• **GOAL**: Repeat the material below word for word and leave out all pictures.

• **MATERIAL PROVIDED**:

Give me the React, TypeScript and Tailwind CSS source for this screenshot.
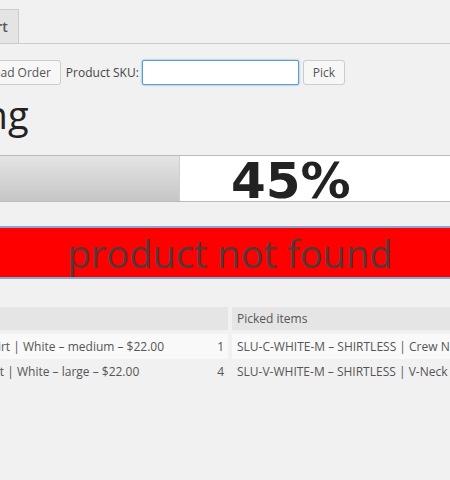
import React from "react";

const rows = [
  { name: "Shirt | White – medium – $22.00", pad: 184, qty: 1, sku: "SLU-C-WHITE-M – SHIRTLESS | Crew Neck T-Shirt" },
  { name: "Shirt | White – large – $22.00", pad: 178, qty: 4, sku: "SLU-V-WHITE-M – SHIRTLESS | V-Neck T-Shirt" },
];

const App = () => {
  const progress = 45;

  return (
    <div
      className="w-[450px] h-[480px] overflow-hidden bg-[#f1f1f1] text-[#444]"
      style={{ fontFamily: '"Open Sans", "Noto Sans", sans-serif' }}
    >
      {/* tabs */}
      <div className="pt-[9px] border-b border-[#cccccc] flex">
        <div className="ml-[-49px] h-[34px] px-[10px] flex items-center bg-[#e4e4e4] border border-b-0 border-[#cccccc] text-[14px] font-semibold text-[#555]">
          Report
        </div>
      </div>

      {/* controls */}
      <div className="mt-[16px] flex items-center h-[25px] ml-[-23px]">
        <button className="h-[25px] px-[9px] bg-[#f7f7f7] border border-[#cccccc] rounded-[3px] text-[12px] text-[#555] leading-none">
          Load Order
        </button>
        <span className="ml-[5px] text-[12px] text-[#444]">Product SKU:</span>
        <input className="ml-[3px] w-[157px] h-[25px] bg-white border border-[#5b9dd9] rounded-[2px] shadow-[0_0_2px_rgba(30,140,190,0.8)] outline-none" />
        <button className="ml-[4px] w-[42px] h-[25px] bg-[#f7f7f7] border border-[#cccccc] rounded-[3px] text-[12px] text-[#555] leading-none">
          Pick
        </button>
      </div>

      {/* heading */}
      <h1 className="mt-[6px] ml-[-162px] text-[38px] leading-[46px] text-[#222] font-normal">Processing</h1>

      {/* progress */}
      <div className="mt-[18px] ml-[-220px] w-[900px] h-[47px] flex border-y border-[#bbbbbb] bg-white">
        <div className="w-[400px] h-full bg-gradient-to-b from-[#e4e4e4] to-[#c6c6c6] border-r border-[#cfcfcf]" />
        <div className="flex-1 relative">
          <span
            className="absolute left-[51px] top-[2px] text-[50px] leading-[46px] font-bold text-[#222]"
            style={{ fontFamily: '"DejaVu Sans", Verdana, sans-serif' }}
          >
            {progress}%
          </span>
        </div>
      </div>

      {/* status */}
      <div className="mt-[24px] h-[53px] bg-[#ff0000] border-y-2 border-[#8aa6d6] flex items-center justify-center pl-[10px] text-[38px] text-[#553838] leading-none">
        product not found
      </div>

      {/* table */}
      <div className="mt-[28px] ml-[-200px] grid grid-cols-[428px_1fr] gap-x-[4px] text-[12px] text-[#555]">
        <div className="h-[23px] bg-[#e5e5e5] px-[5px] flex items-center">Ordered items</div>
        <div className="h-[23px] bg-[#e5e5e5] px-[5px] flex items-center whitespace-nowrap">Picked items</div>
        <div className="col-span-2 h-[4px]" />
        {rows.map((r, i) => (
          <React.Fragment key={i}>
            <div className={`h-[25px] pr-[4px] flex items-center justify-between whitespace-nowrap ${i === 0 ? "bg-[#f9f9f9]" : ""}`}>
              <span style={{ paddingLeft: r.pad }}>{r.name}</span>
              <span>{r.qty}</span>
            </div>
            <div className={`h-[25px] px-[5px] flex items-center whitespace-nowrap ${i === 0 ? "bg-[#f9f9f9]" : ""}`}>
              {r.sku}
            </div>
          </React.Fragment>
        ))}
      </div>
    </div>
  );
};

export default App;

• **EXERCISE ANSWER**:
Give me the React, TypeScript and Tailwind CSS source for this screenshot.
import React from "react";

const rows = [
  { name: "Shirt | White – medium – $22.00", pad: 184, qty: 1, sku: "SLU-C-WHITE-M – SHIRTLESS | Crew Neck T-Shirt" },
  { name: "Shirt | White – large – $22.00", pad: 178, qty: 4, sku: "SLU-V-WHITE-M – SHIRTLESS | V-Neck T-Shirt" },
];

const App = () => {
  const progress = 45;

  return (
    <div
      className="w-[450px] h-[480px] overflow-hidden bg-[#f1f1f1] text-[#444]"
      style={{ fontFamily: '"Open Sans", "Noto Sans", sans-serif' }}
    >
      {/* tabs */}
      <div className="pt-[9px] border-b border-[#cccccc] flex">
        <div className="ml-[-49px] h-[34px] px-[10px] flex items-center bg-[#e4e4e4] border border-b-0 border-[#cccccc] text-[14px] font-semibold text-[#555]">
          Report
        </div>
      </div>

      {/* controls */}
      <div className="mt-[16px] flex items-center h-[25px] ml-[-23px]">
        <button className="h-[25px] px-[9px] bg-[#f7f7f7] border border-[#cccccc] rounded-[3px] text-[12px] text-[#555] leading-none">
          Load Order
        </button>
        <span className="ml-[5px] text-[12px] text-[#444]">Product SKU:</span>
        <input className="ml-[3px] w-[157px] h-[25px] bg-white border border-[#5b9dd9] rounded-[2px] shadow-[0_0_2px_rgba(30,140,190,0.8)] outline-none" />
        <button className="ml-[4px] w-[42px] h-[25px] bg-[#f7f7f7] border border-[#cccccc] rounded-[3px] text-[12px] text-[#555] leading-none">
          Pick
        </button>
      </div>

      {/* heading */}
      <h1 className="mt-[6px] ml-[-162px] text-[38px] leading-[46px] text-[#222] font-normal">Processing</h1>

      {/* progress */}
      <div className="mt-[18px] ml-[-220px] w-[900px] h-[47px] flex border-y border-[#bbbbbb] bg-white">
        <div className="w-[400px] h-full bg-gradient-to-b from-[#e4e4e4] to-[#c6c6c6] border-r border-[#cfcfcf]" />
        <div className="flex-1 relative">
          <span
            className="absolute left-[51px] top-[2px] text-[50px] leading-[46px] font-bold text-[#222]"
            style={{ fontFamily: '"DejaVu Sans", Verdana, sans-serif' }}
          >
            {progress}%
          </span>
        </div>
      </div>

      {/* status */}
      <div className="mt-[24px] h-[53px] bg-[#ff0000] border-y-2 border-[#8aa6d6] flex items-center justify-center pl-[10px] text-[38px] text-[#553838] leading-none">
        product not found
      </div>

      {/* table */}
      <div className="mt-[28px] ml-[-200px] grid grid-cols-[428px_1fr] gap-x-[4px] text-[12px] text-[#555]">
        <div className="h-[23px] bg-[#e5e5e5] px-[5px] flex items-center">Ordered items</div>
        <div className="h-[23px] bg-[#e5e5e5] px-[5px] flex items-center whitespace-nowrap">Picked items</div>
        <div className="col-span-2 h-[4px]" />
        {rows.map((r, i) => (
          <React.Fragment key={i}>
            <div className={`h-[25px] pr-[4px] flex items-center justify-between whitespace-nowrap ${i === 0 ? "bg-[#f9f9f9]" : ""}`}>
              <span style={{ paddingLeft: r.pad }}>{r.name}</span>
              <span>{r.qty}</span>
            </div>
            <div className={`h-[25px] px-[5px] flex items-center whitespace-nowrap ${i === 0 ? "bg-[#f9f9f9]" : ""}`}>
              {r.sku}
            </div>
          </React.Fragment>
        ))}
      </div>
    </div>
  );
};

export default App;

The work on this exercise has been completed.